> [TASK]:
Write out the full listing exactly as given, minus the images.

> [DATA LINES]:
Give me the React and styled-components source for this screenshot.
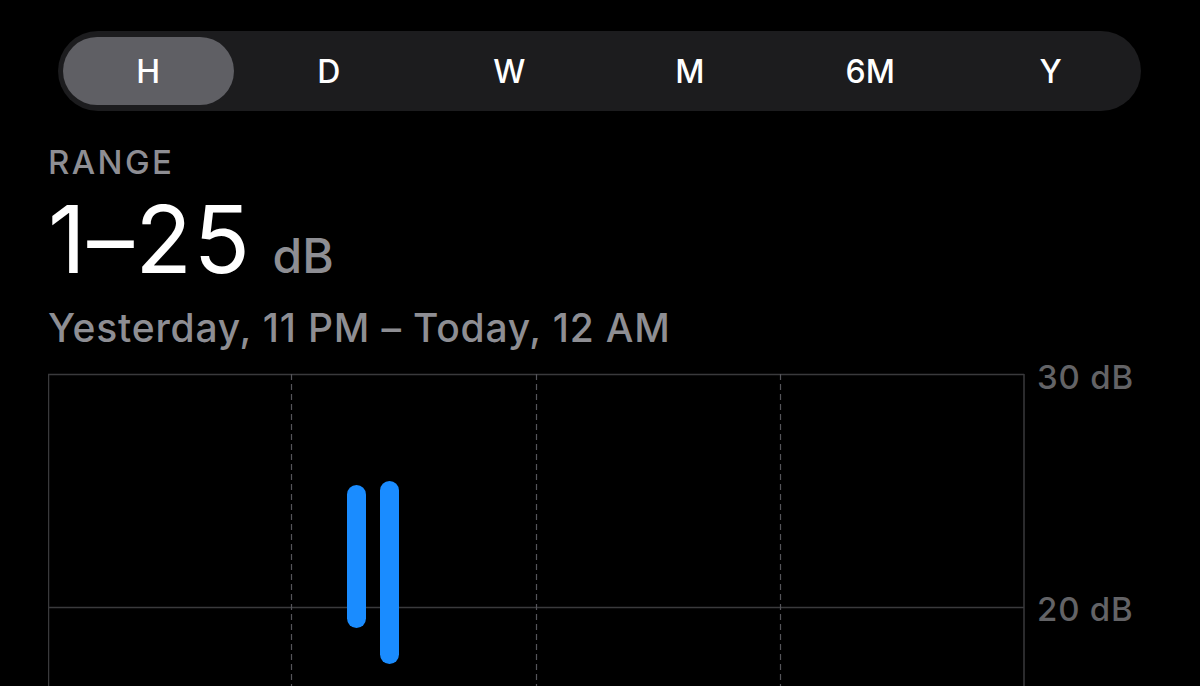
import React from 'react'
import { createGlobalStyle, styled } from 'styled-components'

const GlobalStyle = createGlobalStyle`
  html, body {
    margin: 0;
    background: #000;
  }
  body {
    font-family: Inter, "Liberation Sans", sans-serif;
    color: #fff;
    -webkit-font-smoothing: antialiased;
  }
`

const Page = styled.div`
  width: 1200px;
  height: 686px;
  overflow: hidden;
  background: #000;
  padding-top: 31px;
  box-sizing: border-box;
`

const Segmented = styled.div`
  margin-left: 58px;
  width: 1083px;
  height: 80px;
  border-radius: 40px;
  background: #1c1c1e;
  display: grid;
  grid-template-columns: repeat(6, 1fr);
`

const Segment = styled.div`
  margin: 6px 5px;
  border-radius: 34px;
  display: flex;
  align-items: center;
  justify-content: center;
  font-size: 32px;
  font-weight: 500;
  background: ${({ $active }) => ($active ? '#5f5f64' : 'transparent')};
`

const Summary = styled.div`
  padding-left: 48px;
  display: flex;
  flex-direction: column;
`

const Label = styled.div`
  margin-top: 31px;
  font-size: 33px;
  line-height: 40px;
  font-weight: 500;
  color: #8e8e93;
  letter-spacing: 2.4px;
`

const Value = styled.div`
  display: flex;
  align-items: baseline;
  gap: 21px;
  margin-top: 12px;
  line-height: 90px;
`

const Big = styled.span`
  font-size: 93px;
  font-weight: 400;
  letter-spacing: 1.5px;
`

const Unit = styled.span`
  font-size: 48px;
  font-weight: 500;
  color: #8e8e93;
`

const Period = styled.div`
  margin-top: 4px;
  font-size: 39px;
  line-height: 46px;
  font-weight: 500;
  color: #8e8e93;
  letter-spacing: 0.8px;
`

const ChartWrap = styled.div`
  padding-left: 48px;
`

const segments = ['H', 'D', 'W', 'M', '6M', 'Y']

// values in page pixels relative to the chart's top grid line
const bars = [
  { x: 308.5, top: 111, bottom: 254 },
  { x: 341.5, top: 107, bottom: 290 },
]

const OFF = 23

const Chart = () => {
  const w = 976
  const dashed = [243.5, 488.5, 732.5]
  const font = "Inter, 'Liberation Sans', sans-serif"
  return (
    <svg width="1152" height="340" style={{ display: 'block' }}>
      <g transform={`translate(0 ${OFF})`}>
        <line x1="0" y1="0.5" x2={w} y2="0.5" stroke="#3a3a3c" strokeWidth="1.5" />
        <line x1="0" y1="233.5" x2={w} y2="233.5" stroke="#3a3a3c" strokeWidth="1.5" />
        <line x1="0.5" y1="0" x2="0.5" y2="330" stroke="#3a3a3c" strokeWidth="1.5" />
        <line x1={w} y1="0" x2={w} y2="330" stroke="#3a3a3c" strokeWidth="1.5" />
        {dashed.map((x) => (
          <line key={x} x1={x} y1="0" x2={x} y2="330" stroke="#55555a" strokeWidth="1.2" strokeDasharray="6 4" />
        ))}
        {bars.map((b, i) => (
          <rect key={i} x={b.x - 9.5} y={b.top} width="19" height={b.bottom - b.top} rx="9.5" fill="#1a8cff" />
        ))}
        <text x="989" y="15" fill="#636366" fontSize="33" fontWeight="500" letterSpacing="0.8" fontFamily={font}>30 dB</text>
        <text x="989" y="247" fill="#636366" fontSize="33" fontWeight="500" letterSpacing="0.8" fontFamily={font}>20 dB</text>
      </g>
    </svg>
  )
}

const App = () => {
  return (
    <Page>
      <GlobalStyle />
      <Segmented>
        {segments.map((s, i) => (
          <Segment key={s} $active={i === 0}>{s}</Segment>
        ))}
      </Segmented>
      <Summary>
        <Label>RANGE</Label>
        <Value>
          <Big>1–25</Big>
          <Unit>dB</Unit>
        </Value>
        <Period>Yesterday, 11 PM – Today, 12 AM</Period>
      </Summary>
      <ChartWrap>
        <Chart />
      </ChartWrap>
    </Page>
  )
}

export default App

> [RESULT]:
Give me the React and styled-components source for this screenshot.
import React from 'react'
import { createGlobalStyle, styled } from 'styled-components'

const GlobalStyle = createGlobalStyle`
  html, body {
    margin: 0;
    background: #000;
  }
  body {
    font-family: Inter, "Liberation Sans", sans-serif;
    color: #fff;
    -webkit-font-smoothing: antialiased;
  }
`

const Page = styled.div`
  width: 1200px;
  height: 686px;
  overflow: hidden;
  background: #000;
  padding-top: 31px;
  box-sizing: border-box;
`

const Segmented = styled.div`
  margin-left: 58px;
  width: 1083px;
  height: 80px;
  border-radius: 40px;
  background: #1c1c1e;
  display: grid;
  grid-template-columns: repeat(6, 1fr);
`

const Segment = styled.div`
  margin: 6px 5px;
  border-radius: 34px;
  display: flex;
  align-items: center;
  justify-content: center;
  font-size: 32px;
  font-weight: 500;
  background: ${({ $active }) => ($active ? '#5f5f64' : 'transparent')};
`

const Summary = styled.div`
  padding-left: 48px;
  display: flex;
  flex-direction: column;
`

const Label = styled.div`
  margin-top: 31px;
  font-size: 33px;
  line-height: 40px;
  font-weight: 500;
  color: #8e8e93;
  letter-spacing: 2.4px;
`

const Value = styled.div`
  display: flex;
  align-items: baseline;
  gap: 21px;
  margin-top: 12px;
  line-height: 90px;
`

const Big = styled.span`
  font-size: 93px;
  font-weight: 400;
  letter-spacing: 1.5px;
`

const Unit = styled.span`
  font-size: 48px;
  font-weight: 500;
  color: #8e8e93;
`

const Period = styled.div`
  margin-top: 4px;
  font-size: 39px;
  line-height: 46px;
  font-weight: 500;
  color: #8e8e93;
  letter-spacing: 0.8px;
`

const ChartWrap = styled.div`
  padding-left: 48px;
`

const segments = ['H', 'D', 'W', 'M', '6M', 'Y']

// values in page pixels relative to the chart's top grid line
const bars = [
  { x: 308.5, top: 111, bottom: 254 },
  { x: 341.5, top: 107, bottom: 290 },
]

const OFF = 23

const Chart = () => {
  const w = 976
  const dashed = [243.5, 488.5, 732.5]
  const font = "Inter, 'Liberation Sans', sans-serif"
  return (
    <svg width="1152" height="340" style={{ display: 'block' }}>
      <g transform={`translate(0 ${OFF})`}>
        <line x1="0" y1="0.5" x2={w} y2="0.5" stroke="#3a3a3c" strokeWidth="1.5" />
        <line x1="0" y1="233.5" x2={w} y2="233.5" stroke="#3a3a3c" strokeWidth="1.5" />
        <line x1="0.5" y1="0" x2="0.5" y2="330" stroke="#3a3a3c" strokeWidth="1.5" />
        <line x1={w} y1="0" x2={w} y2="330" stroke="#3a3a3c" strokeWidth="1.5" />
        {dashed.map((x) => (
          <line key={x} x1={x} y1="0" x2={x} y2="330" stroke="#55555a" strokeWidth="1.2" strokeDasharray="6 4" />
        ))}
        {bars.map((b, i) => (
          <rect key={i} x={b.x - 9.5} y={b.top} width="19" height={b.bottom - b.top} rx="9.5" fill="#1a8cff" />
        ))}
        <text x="989" y="15" fill="#636366" fontSize="33" fontWeight="500" letterSpacing="0.8" fontFamily={font}>30 dB</text>
        <text x="989" y="247" fill="#636366" fontSize="33" fontWeight="500" letterSpacing="0.8" fontFamily={font}>20 dB</text>
      </g>
    </svg>
  )
}

const App = () => {
  return (
    <Page>
      <GlobalStyle />
      <Segmented>
        {segments.map((s, i) => (
          <Segment key={s} $active={i === 0}>{s}</Segment>
        ))}
      </Segmented>
      <Summary>
        <Label>RANGE</Label>
        <Value>
          <Big>1–25</Big>
          <Unit>dB</Unit>
        </Value>
        <Period>Yesterday, 11 PM – Today, 12 AM</Period>
      </Summary>
      <ChartWrap>
        <Chart />
      </ChartWrap>
    </Page>
  )
}

export default App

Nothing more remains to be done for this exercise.